Comment savoir si on surexploite ?
Si vous perdez régulièrement contre un joueur que vous pensiez exploiter, vous avez probablement un mauvais read. Revoyez vos hypothèses, vérifiez vos données, et revenez à une stratégie plus équilibrée contre ce profil.
Combien de mains faut-il pour exploiter fiablement ?
Pour les stats préflop (VPIP, 3-bet, fold to 3-bet) : 100-200 mains minimum. Pour les stats postflop (c-bet, fold to c-bet) : 300-500 mains. Pour les tendances river : 500+ mains. En attendant, fiez-vous aux observations qualitatives (mains vues au showdown).
La stratégie exploitante marche-t-elle contre les réguliers ?
Difficilement. Les réguliers ont conscience de leurs stats, observent les vôtres, et s'ajustent. Toute exploitation flagrante sera contre-exploitée. Contre eux, la GTO reste votre meilleure protection. Réservez les exploitations légères aux spots où vous avez un read très précis.
Conclusion : exploiter intelligemment pour gagner plus
La stratégie exploitante est votre arme secrète contre les joueurs imparfaits, c'est-à-dire contre la grande majorité de vos adversaires. Identifier les tendances, ajuster votre jeu, punir les erreurs : c'est ainsi que vous transformez une session break-even en session gagnante.
Mais n'oubliez pas les fondamentaux.
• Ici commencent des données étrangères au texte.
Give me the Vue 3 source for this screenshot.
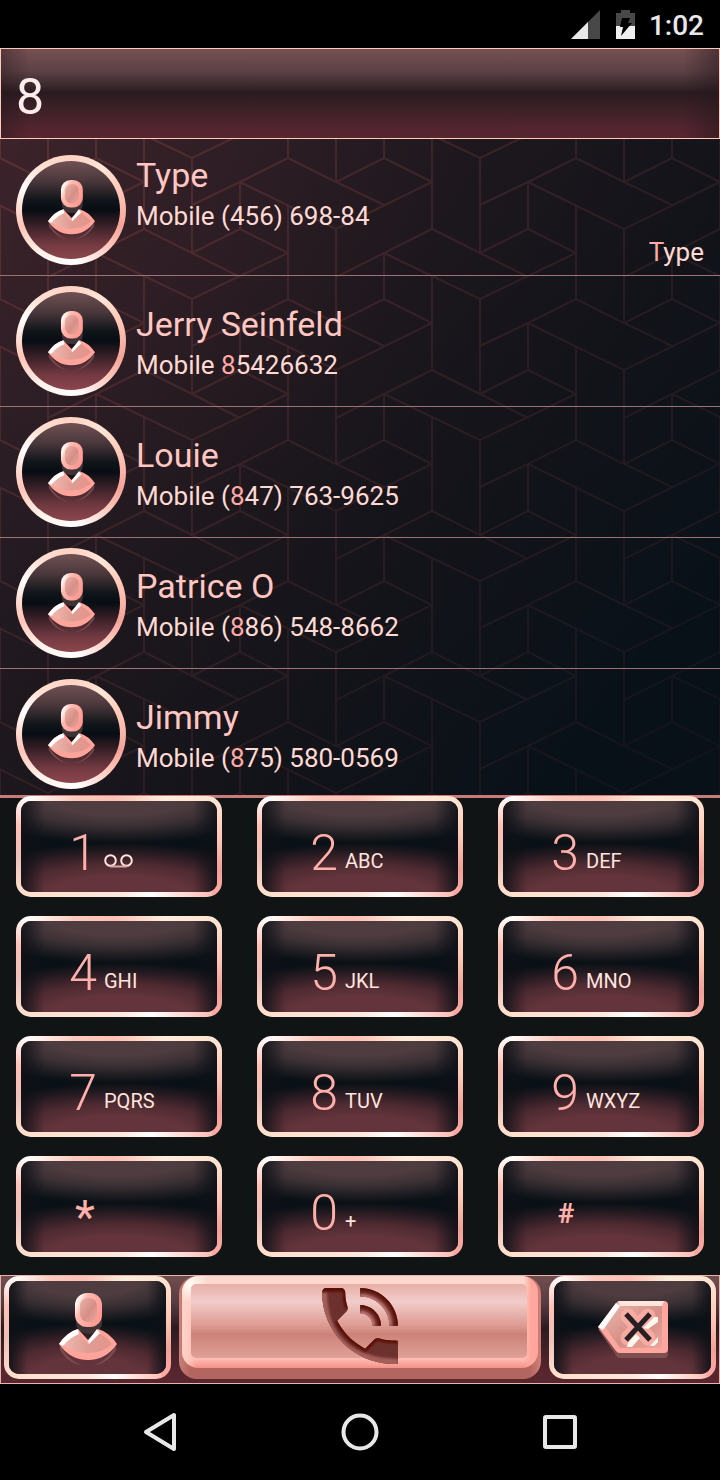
<script setup>
import { ref } from 'vue'

const query = ref('8')

const contacts = [
  { name: 'Type', label: 'Mobile', number: [['(456) 698-84', false]], extra: [['T', true], ['ype', false]] },
  { name: 'Jerry Seinfeld', label: 'Mobile', number: [['8', true], ['5426632', false]] },
  { name: 'Louie', label: 'Mobile', number: [['(', false], ['8', true], ['47) 763-9625', false]] },
  { name: 'Patrice O', label: 'Mobile', number: [['(', false], ['8', true], ['86) 548-8662', false]] },
  { name: 'Jimmy', label: 'Mobile', number: [['(', false], ['8', true], ['75) 580-0569', false]] },
]

const keys = [
  { digit: '1', letters: '', voicemail: true },
  { digit: '2', letters: 'ABC' },
  { digit: '3', letters: 'DEF' },
  { digit: '4', letters: 'GHI' },
  { digit: '5', letters: 'JKL' },
  { digit: '6', letters: 'MNO' },
  { digit: '7', letters: 'PQRS' },
  { digit: '8', letters: 'TUV' },
  { digit: '9', letters: 'WXYZ' },
  { digit: '*', letters: '', kind: 'star' },
  { digit: '0', letters: '+' },
  { digit: '#', letters: '', kind: 'hash' },
]

function press(digit) {
  query.value += digit
}

function erase() {
  query.value = query.value.slice(0, -1)
}
</script>

<template>
  <div class="screen">
    <svg class="defs" width="0" height="0" aria-hidden="true">
      <defs>
        <linearGradient id="edge" x1="0" y1="0" x2="1" y2="0.6">
          <stop offset="0" stop-color="#fff" />
          <stop offset="0.2" stop-color="#fff1ec" />
          <stop offset="0.38" stop-color="#ffb9b0" />
          <stop offset="1" stop-color="#ff9890" />
        </linearGradient>
        <linearGradient id="face" x1="0" y1="0" x2="1" y2="1">
          <stop offset="0" stop-color="#eab4ac" />
          <stop offset="0.55" stop-color="#d68f86" />
          <stop offset="1" stop-color="#eba59c" />
        </linearGradient>
        <linearGradient id="chest" x1="0" y1="0" x2="1" y2="0">
          <stop offset="0" stop-color="#f0b9b0" />
          <stop offset="0.5" stop-color="#df9d94" />
          <stop offset="1" stop-color="#e59389" />
        </linearGradient>
        <symbol id="person" viewBox="0 0 58 74">
          <path d="M17 22v8a13 11 0 0 0 26 0v-8z" fill="#453638" opacity=".9" />
          <path d="M1 52q12 21 28 21t28-21v5q-10 16-28 16T1 57z" fill="#8e5a5b" opacity=".65" />
          <path d="M0 51q8-12 19-15l10 11 10-11q11 3 19 15-11 16-29 16T0 51z" fill="#ffa49b" />
          <path d="M4 52q6-9 14-12l11 11 11-11q8 4 13 11-9 9-24 9T4 52z" fill="url(#chest)" />
          <path d="M29 48l9-12 3 4-11 11z" fill="#fff" />
          <path d="M0 51q8-12 19-15l1 5Q10 45 4 53z" fill="#fff" />
          <rect x="16" y="0" width="27" height="34" rx="12" fill="url(#edge)" />
          <rect x="21" y="5" width="17" height="24" rx="8" fill="url(#face)" />
        </symbol>
      </defs>
    </svg>

    <header class="status">
      <svg class="signal" width="29" height="29" viewBox="0 0 29 29" aria-label="Signal">
        <path d="M29 0v29H0z" fill="#484848" />
        <path d="M17 12v17H0z" fill="#e8e8e8" />
      </svg>
      <svg class="battery" width="19" height="29" viewBox="0 0 19 29" aria-label="Charging">
        <path d="M5 0h9v3h5v14H0V3h5z" fill="#484848" />
        <path d="M0 16h19v13H0z" fill="#f0f0f0" />
        <path d="M6 8h8l-2 5h4L5 26l2-9H4z" fill="#000" />
      </svg>
      <time>1:02</time>
    </header>

    <div class="field">
      <input v-model="query" type="text" aria-label="Number or name" />
    </div>

    <main class="results">
      <svg class="lattice" width="100%" height="100%" aria-hidden="true">
        <defs>
          <pattern id="cubes" width="288" height="141" patternUnits="userSpaceOnUse" patternTransform="translate(48 19)">
            <path
              d="M0 71V141M0 0V24M288 71V141M288 0V24M48 95V141M96 119V141M96 0V71M144 0V95M192 24V71M240 47V141M0 24L48 0L96 24L0 71M0 24L48 47M240 0L288 24M192 24L240 0M192 24L144 47M192 24L288 71M96 71L0 119M48 95L144 141M96 71L192 119M192 71L144 95M192 71L240 95L144 141M96 -22L144 0L192 -22"
              fill="none"
              stroke="#a04e48"
              stroke-width="2"
            />
          </pattern>
          <linearGradient id="fade" x1="0" y1="0" x2="1" y2="1">
            <stop offset="0" stop-color="#fff" stop-opacity=".32" />
            <stop offset="0.5" stop-color="#fff" stop-opacity=".17" />
            <stop offset="1" stop-color="#fff" stop-opacity=".06" />
          </linearGradient>
          <mask id="veil"><rect width="100%" height="100%" fill="url(#fade)" /></mask>
        </defs>
        <rect width="100%" height="100%" fill="url(#cubes)" mask="url(#veil)" />
      </svg>
      <ul>
        <li v-for="c in contacts" :key="c.name">
          <button type="button" class="contact" :class="{ tall: c.extra }">
            <span class="avatar">
              <svg width="47" height="60"><use href="#person" /></svg>
            </span>
            <span class="lines">
              <span class="name">{{ c.name }}</span>
              <span class="phone">{{ c.label }}&#32;<span v-for="(p, i) in c.number" :key="i" :class="{ hit: p[1] }">{{ p[0] }}</span></span>
              <span v-if="c.extra" class="extra"><span v-for="(p, i) in c.extra" :key="i" :class="{ hit: p[1] }">{{ p[0] }}</span></span>
            </span>
          </button>
        </li>
      </ul>
    </main>

    <section class="pad" aria-label="Keypad">
      <button v-for="k in keys" :key="k.digit" type="button" class="key glass" @click="press(k.digit)">
        <span class="digit" :class="k.kind">{{ k.digit }}</span>
        <span class="letters">
          <svg v-if="k.voicemail" class="tape" width="29" height="15" viewBox="0 0 29 15" aria-label="Voicemail">
            <g fill="none" stroke="#ffe4df" stroke-width="2">
              <circle cx="6.500" cy="6.500" r="5.300" />
              <circle cx="22.500" cy="6.500" r="5.300" />
              <path d="M6 12.500h17" stroke="#d9a9a7" />
            </g>
          </svg>
          <template v-else>{{ k.letters }}</template>
        </span>
      </button>
    </section>

    <section class="actions">
      <button type="button" class="side glass" aria-label="Contacts">
        <svg width="58" height="74"><use href="#person" /></svg>
      </button>
      <button type="button" class="call" aria-label="Call">
        <span class="call-top">
          <span class="call-face"></span>
        </span>
        <svg class="handset" width="76" height="76" viewBox="3 3 18 18">
          <defs>
            <path
              id="phone"
              d="M21 15.500c-2.250 0-3.450-.2-4.570-.57-.35-.11-.74-.03-1.020.24l-2.200 2.200c-2.830-1.440-5.150-3.750-6.590-6.590l2.200-2.210c.28-.26.36-.65.25-1C8.700 6.450 8.500 5.250 8.500 4c0-.55-.45-1-1-1H4c-.55 0-1 .45-1 1 0 9.390 7.610 17 17 17h1zM19 12h2c0-4.970-4.030-9-9-9v2c3.870 0 7 3.130 7 7zm-4 0h2c0-2.760-2.240-5-5-5v2c1.660 0 3 1.340 3 3z"
            />
            <clipPath id="phone-clip"><use href="#phone" /></clipPath>
            <filter id="soft" x="-10%" y="-10%" width="120%" height="120%"><feGaussianBlur stdDeviation=".2" /></filter>
          </defs>
          <g clip-path="url(#phone-clip)">
            <rect x="3" y="3" width="18" height="18" fill="#6c312d" />
            <path d="M3 4q.3 16.500 18 17" fill="none" stroke="#a35f5a" stroke-width="2.400" filter="url(#soft)" />
            <path d="M12 5c3.870 0 7 3.130 7 7M12 9c1.660 0 3 1.340 3 3" fill="none" stroke="#c0736d" stroke-width="1.200" filter="url(#soft)" />
            <path d="M19 12h2M15 12h2" stroke="#a8625c" stroke-width="1.200" filter="url(#soft)" />
            <path d="M3 3.200h5.500M6.620 10.780c1.440 2.840 3.760 5.150 6.590 6.590l2.200-2.200c.28-.27.67-.35 1.020-.24q2 .6 4.570.57M12 3c4.970 0 9 4.030 9 9M12 7c2.760 0 5 2.240 5 5M8.500 3.500q0 3 .7 4.200" fill="none" stroke="#5a0805" stroke-width="1.200" filter="url(#soft)" />
          </g>
        </svg>
      </button>
      <button type="button" class="side glass" aria-label="Delete" @click="erase">
        <svg width="70" height="58" viewBox="0 0 70 58">
          <path d="M0 28l18 26q1 3 4 3h44q4 0 4-4V30z" fill="#7d4f50" />
          <path d="M0 26L18 2q2-2 4-2h44q4 0 4 4v44q0 4-4 4H22q-3 0-4-2z" fill="#ffa69e" />
          <path d="M7 26L22 5h42v42H22z" fill="url(#face)" />
          <path d="M20 0h46l-2 5H22z" fill="#ffe6dc" />
          <path d="M0 26L18 2l4 3L5 29z" fill="#fff" />
          <path d="M30 15L50 37M50 15L30 37" stroke="#ffb0a8" stroke-width="15" stroke-linecap="round" opacity=".8" />
          <path d="M45 27l11-11h4v5L50 28zM30 42l8-9 4 4-8 9h-5zM52 45l8-9v5l-4 4z" fill="#fff8ef" />
          <path d="M28 13L52 39M52 13L28 39" stroke="#262024" stroke-width="5" />
        </svg>
      </button>
    </section>

    <nav class="system">
      <button type="button" aria-label="Back">
        <svg width="38" height="40" viewBox="0 0 38 40"><path d="M33 3v34L5 20z" fill="none" stroke="#e8e8e8" stroke-width="4" stroke-linejoin="round" /></svg>
      </button>
      <button type="button" aria-label="Home">
        <svg width="38" height="38" viewBox="0 0 38 38"><circle cx="19" cy="19" r="16.500" fill="none" stroke="#e8e8e8" stroke-width="4" /></svg>
      </button>
      <button type="button" aria-label="Recent apps">
        <svg width="34" height="34" viewBox="0 0 34 34"><rect x="2" y="2" width="30" height="30" rx="1" fill="none" stroke="#e8e8e8" stroke-width="4" /></svg>
      </button>
    </nav>
  </div>
</template>

<style>
body {
  background: #000;
}
</style>

<style scoped>
.screen {
  display: flex;
  flex-direction: column;
  min-height: 100vh;
  background: #111415;
  font-family: Roboto, 'Liberation Sans', sans-serif;
  overflow: hidden;
}

.screen * {
  box-sizing: border-box;
}

button,
input {
  margin: 0;
  padding: 0;
  border: 0;
  background: none;
  font: inherit;
  color: inherit;
}

svg {
  display: block;
}

.defs {
  position: absolute;
}

.status {
  display: flex;
  align-items: center;
  justify-content: flex-end;
  gap: 14px;
  height: 48px;
  padding-right: 16px;
  background: #000;
  color: #e8e8e8;
  font-size: 28px;
  font-weight: 500;
}

.status .signal {
  margin-right: 2px;
}

.status time {
  padding-top: 2px;
}

.field {
  height: 91px;
  border: 1px solid #ffc9ba;
  background:
    linear-gradient(90deg, rgba(35, 22, 27, 0.4), transparent 4%, transparent 95%, rgba(35, 22, 27, 0.5)),
    linear-gradient(#765053, #5c4145 25%, #432f34 37%, #2a1b20 49%, #3a2026 65%, #54252f 90%, #57262f);
}

.field input {
  width: 100%;
  height: 100%;
  padding: 6px 15px 0;
  outline: 0;
  color: #ffebe9;
  font-size: 50px;
}

.results {
  position: relative;
  background:
    radial-gradient(circle at 0 0, rgba(90, 42, 44, 0.3), transparent 460px),
    linear-gradient(128deg, #30202a 0%, #1e181e 38%, #14141a 58%, #081118 88%);
  border-bottom: 3px solid #c87b79;
}

.lattice {
  position: absolute;
  inset: 0;
}

ul {
  position: relative;
  margin: 0;
  padding: 0;
  list-style: none;
}

li {
  border-bottom: 1px solid #9d7274;
}

li:last-child {
  border-bottom: 0;
}

.contact {
  display: flex;
  align-items: flex-start;
  gap: 10px;
  width: 100%;
  height: 130px;
  padding: 10px 16px 0;
  text-align: left;
}

.contact.tall {
  height: 136px;
  padding-top: 16px;
}

li:last-child .contact {
  height: 126px;
}

.avatar {
  display: flex;
  justify-content: center;
  flex: none;
  width: 110px;
  height: 110px;
  padding-top: 19px;
  border: 6px solid transparent;
  border-radius: 50%;
  background:
    linear-gradient(#705153, #4b383c 20%, #10151a 40%, #070d13 50%, #2d1b22 62%, #733a42 85%, #8c454d) padding-box,
    conic-gradient(#ffd2c4, #ffe6d6 10%, #ffc4b4 20%, #f5a39a 30%, #ffc6ba 37%, #fff 48%, #fff2e9 60%, #ffc4b8 70%, #ffd9cf 75%, #fff 82%, #ffe0d2 90%, #ffd2c4) border-box;
}

.lines {
  display: flex;
  flex: 1;
  flex-direction: column;
  padding-top: 16px;
}

.tall .lines {
  padding-top: 0;
  margin-top: -2px;
}

.name {
  color: #ffc6c2;
  font-size: 34px;
  line-height: 44px;
}

.phone,
.extra {
  color: #ffdad4;
  font-size: 26px;
  line-height: 38px;
}

.extra {
  align-self: flex-end;
  line-height: 34px;
}

.hit {
  color: #ffaaa5;
}

.pad {
  position: relative;
  display: grid;
  grid-template-columns: repeat(3, 1fr);
  gap: 19px 35px;
  margin-top: -2px;
  padding: 0 16px 18px;
}

.glass {
  border: 5px solid transparent;
  border-radius: 15px;
  background:
    linear-gradient(90deg, rgba(14, 17, 23, 0.85), transparent 12%, transparent 88%, rgba(14, 17, 23, 0.85)) padding-box,
    radial-gradient(ellipse 90% 50% at 50% -4%, #4e3c40 40%, rgba(76, 59, 62, 0.75) 62%, rgba(76, 59, 62, 0.25) 86%, transparent) padding-box,
    radial-gradient(ellipse 90% 62% at 50% 108%, #63343b 42%, rgba(95, 49, 56, 0.8) 62%, rgba(95, 49, 56, 0.25) 86%, transparent) padding-box,
    linear-gradient(#0b1117, #0a1116 48%, #131119 75%) padding-box,
    linear-gradient(#fff, #ffc0b4 30%, #efc0b8 60%, #ffe2cf) left / 10px 100% no-repeat border-box,
    linear-gradient(#ffe8d4, #ffc9b6 40%, #f1a198 72%, #ffaaa3) right / 10px 100% no-repeat border-box,
    linear-gradient(90deg, #fff 5%, #ffc9bd 28%, #ffc0b4 48%, #ffecda 72%, #ffe2ce) top / 100% 50% no-repeat border-box,
    linear-gradient(90deg, #ffe0cc 10%, #ffe6dc 50%, #fff 66%, #ffe2dc 78%, #ffb0a8) bottom / 100% 50% no-repeat border-box;
}

.key {
  display: flex;
  height: 101px;
  padding: 20px 0 0 44px;
  align-items: flex-start;
  gap: 3px;
  text-align: left;
}

.digit {
  width: 36px;
  color: #ffb0ab;
  font-size: 50px;
  font-weight: 300;
  line-height: 64px;
  text-align: center;
}

.digit.star {
  padding-left: 4px;
  font-size: 46px;
  font-weight: 400;
  line-height: 72px;
}

.digit.hash {
  padding-left: 2px;
  font-size: 28px;
  font-weight: 700;
  line-height: 66px;
}

.letters {
  color: #ffe4df;
  font-size: 20px;
  line-height: 80px;
}

.tape {
  margin-top: 33px;
}

.actions {
  position: relative;
  display: flex;
  gap: 8px;
  height: 109px;
  padding: 0 3px;
  border: 1px solid #e8b5aa;
  background: linear-gradient(#724d50, #553c41 25%, #2a1b20 49%, #3d2027 65%, #57262f 90%);
}

.side {
  display: flex;
  align-items: center;
  justify-content: center;
  width: 167px;
  height: 103px;
  padding-top: 4px;
}

.call {
  position: relative;
  display: flex;
  flex: 1;
  height: 103px;
  padding: 0 3px 11px;
  border-radius: 18px;
  background: linear-gradient(90deg, #c98078, #b3665f 3%, #b3665f 97%, #d08078);
}

.call-top {
  flex: 1;
  padding: 8px 11px 10px 9px;
  border-radius: 16px;
  background:
    radial-gradient(circle at 8px 8px, #fffdf5, transparent 18px),
    linear-gradient(90deg, #ffd3c9, transparent 4%, transparent 96%, #ffa79e 98%),
    linear-gradient(#ffd8cd 12%, #ffc2b6 50%, #ffbdb3 90%, #f59088);
}

.call-face {
  display: block;
  height: 100%;
  border-radius: 5px;
  background: linear-gradient(#e8b0a8, #f1cccb 24%, #edc0bb 32%, #dd9b93 56%, #cd8279 68%, #d48e85 80%, #dfa198);
}

.handset {
  position: absolute;
  top: 12px;
  left: 50%;
  margin-left: -38px;
}

.system {
  display: grid;
  grid-template-columns: repeat(3, 200px);
  flex: 1;
  justify-content: center;
  min-height: 96px;
  background: #000;
}

.system button {
  display: flex;
  align-items: center;
  justify-content: center;
}
</style>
L'exploitation fonctionne parce que vous comprenez ce que serait le jeu "normal" et que vous en déviez consciemment. Sans cette baseline, vous ne faites que deviner.
Les clés du jeu exploitant :
- Identifiez les profils (calling station, nit, maniac, fish passif)
- Collectez des données fiables avant d'ajuster
- Déviez progressivement, pas radicalement
- Restez attentif aux contre-ajustements
- Revenez à la GTO contre les adversaires compétents
Le poker n'est pas un exercice de perfection théorique. C'est un jeu d'argent où votre objectif est de gagner le maximum contre les joueurs assis à votre table. La stratégie exploitante vous donne les outils pour y parvenir.
Observez, analysez, ajustez. Et surtout : ne laissez plus d'argent sur la table face aux joueurs qui vous supplient de les exploiter.